In recent months, newspapers from Belo Corp.'s Dallas Morning News to the Gannett Co.'s Wilmington (Del.) News Journal have rolled out separate, free tabloids to appeal to that missing demographic. Some, like the Washington Post Co.'s Express, appear daily and are newsy, boiled-down versions of the broadsheet. Others are weekly and focus more on entertainment and lifestyle, like Gannett's CiN Weekly in Cincinnati, Ohio, and Knight-Ridder's StreetMiami, produced by the Miami Herald.

"Our main goal is to create new generations of newspaper readers," says John O'Loughlin, general manager of the Chicago Tribune's RedEye edition, a youth-oriented daily that competes with the Chicago Sun-Times's Red Streak. The industry hopes to hook the kids now and eventually have them trade up to the marquee, paid product. In an early rumbling of that hoped-for switch, RedEye manages to sell about 15% of its copies at 25ยข apiece.

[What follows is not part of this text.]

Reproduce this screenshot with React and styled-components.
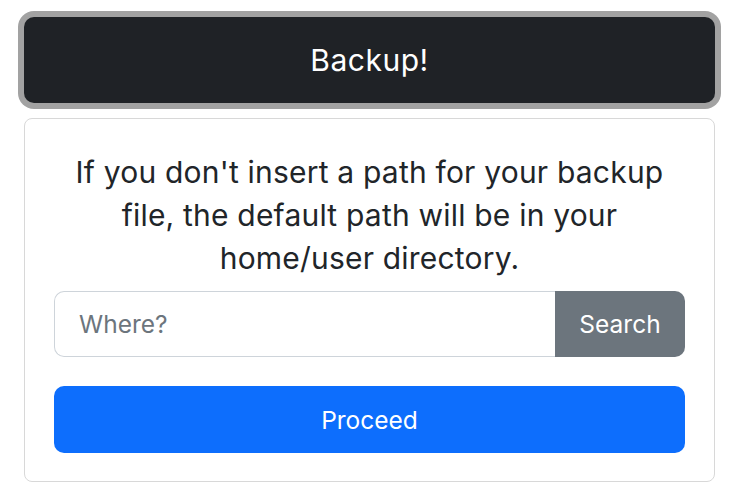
import React from "react";
import styled, { createGlobalStyle } from "styled-components";

const Global = createGlobalStyle`
  html, body { margin: 0; padding: 0; background: #ffffff; }
  body { font-family: Inter, "Liberation Sans", Arial, sans-serif; color: #212529; }
  * { box-sizing: border-box; }
`;

const Page = styled.div`
  width: 744px;
  padding: 17px 29px 0 24px;
  display: flex;
  flex-direction: column;
`;

const TitleButton = styled.button`
  height: 86px;
  width: 100%;
  border: none;
  border-radius: 10px;
  background: #1f2226;
  color: #ffffff;
  font-family: Inter, "Liberation Sans", Arial, sans-serif;
  font-size: 30px;
  letter-spacing: 0.5px;
  box-shadow: 0 0 0 6px #a2a2a2;
  padding: 0;
`;

const Card = styled.div`
  margin-top: 15px;
  border: 1.5px solid #d8d8d8;
  border-radius: 8px;
  padding: 32px 29px 28px;
  display: flex;
  flex-direction: column;
`;

const Message = styled.p`
  margin: 0;
  text-align: center;
  font-size: 30px;
  letter-spacing: 0.2px;
  line-height: 43px;
  color: #212529;
`;

const InputGroup = styled.div`
  margin-top: 11px;
  display: flex;
  height: 66px;
`;

const PathInput = styled.input`
  flex: 1;
  min-width: 0;
  border: 1.5px solid #ced4da;
  border-right: none;
  border-radius: 10px 0 0 10px;
  padding: 0 24px;
  font-family: Inter, "Liberation Sans", Arial, sans-serif;
  font-size: 24.5px;
  color: #212529;
  outline: none;
  &::placeholder { color: #6c757d; }
`;

const SearchButton = styled.button`
  width: 130px;
  border: none;
  border-radius: 0 10px 10px 0;
  background: #6c757d;
  color: #ffffff;
  font-family: Inter, "Liberation Sans", Arial, sans-serif;
  font-size: 24.5px;
  padding: 0;
`;

const ProceedButton = styled.button`
  margin-top: 29px;
  height: 67px;
  border: none;
  border-radius: 10px;
  background: #0d6efd;
  color: #ffffff;
  font-family: Inter, "Liberation Sans", Arial, sans-serif;
  font-size: 24.5px;
  padding: 0;
`;

export default function App() {
  return (
    <>
      <Global />
      <Page>
        <TitleButton>Backup!</TitleButton>
        <Card>
          <Message>
            If you don't insert a path for your backup file, the default path will be in your home/user directory.
          </Message>
          <InputGroup>
            <PathInput placeholder="Where?" />
            <SearchButton>Search</SearchButton>
          </InputGroup>
          <ProceedButton>Proceed</ProceedButton>
        </Card>
      </Page>
    </>
  );
}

Industry analysts are unsure whether many young readers will ever convert to paying customers. But the analysts mostly agree that the freebies add value by increasing market share and attracting new, youth-seeking advertising dollars. The Tribune's RedEye (circ. 85,000), for example, has not turned a profit, but it has attracted 350 new advertisers to the Trib. Plus, since newspaper companies use existing assets like printing plants, journalists and distribution networks, the cost of added operations is incremental, says James Marsh, an analyst at SG Cowen Securities. Most of the free papers are break-even propositions for now.